Skip to content

eddisonpham/StonkBench

Repository files navigation

StonkBench: Unified Benchmark for Synthetic Data Generation in Financial Time Series (SDGFTS)

A unified, reproducible benchmark for evaluating synthetic time series generators in finance. All results, metrics, and experiment outputs are automatically saved and organized.


Quickstart

Installation

  • Python: 3.11+ (recommended)
  • Install all dependencies:
    pip install -r requirements.txt

Run with Docker Compose (Recommended)

The easiest way to run the complete pipeline is using Docker Compose, which orchestrates all stages from data download to evaluation and plotting.

Build the base image

docker-compose build base

Run the entire pipeline

docker-compose up

This command runs all services in dependency order:

  1. data-download: Downloads and preprocesses SPXUSD time series data
  2. generate-data: Generates synthetic data using both parametric and non-parametric models
  3. eval: Evaluates all generated data using the unified evaluator
  4. plot: Generates publication-ready figures from evaluation results

Run specific services

# Run only data download
docker-compose up data-download

# Run data download and generation only
docker-compose up data-download generate-data

# Run through evaluation, skip plotting
docker-compose up data-download generate-data eval

Environment variables

Set environment variables via .env file or export in your shell:

# Set the CUDA device (if using CUDA)
export CUDA_VISIBLE_DEVICES=0

Volume mounts

The following local directories are mapped into containers:

  • ./data/data (raw and processed data)
  • ./generated_data/generated_data (synthetic data outputs)
  • ./results/results (evaluation results)
  • ./evaluation_plots/evaluation_plots (plots and figures)
  • ./configs/app/configs (read-only configuration files)

Run Locally (Non-Docker)

1. Download Dataset

Fetch the required dataset:

python src/data_downloader.py --index spxusd --year 2023 2024

This saves data to data/raw/ and processed data to data/processed/.
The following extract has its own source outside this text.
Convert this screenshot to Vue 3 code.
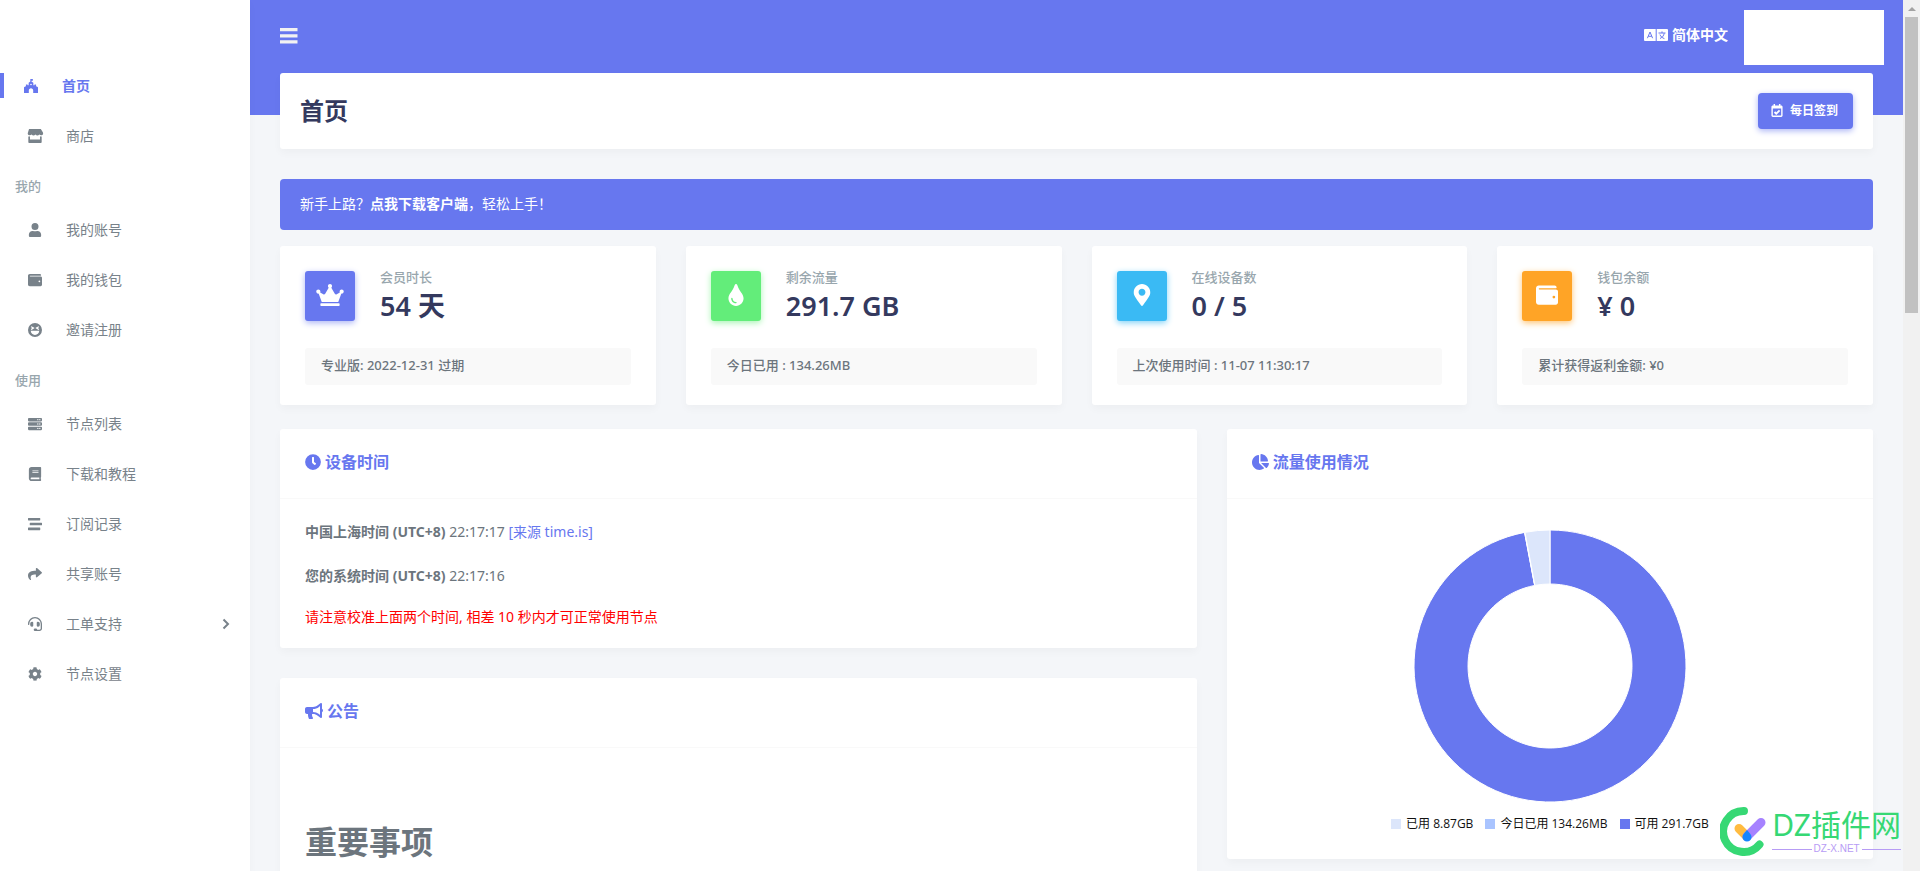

2. Generate Synthetic Data

Generate synthetic data using the unified script (handles both parametric and non-parametric models):

python src/generation_scripts/generate_data.py \
  --generation_length 52 \
  --num_samples 1000 \
  --seed 42 \
  --output_dir generated_data

The script trains models on the training set at the ACF-inferred sequence length, then generates samples by stitching log returns to reach the target generation length. Artifacts are saved under generated_data/<ModelName>/<ModelName>_seq_<L>.pt.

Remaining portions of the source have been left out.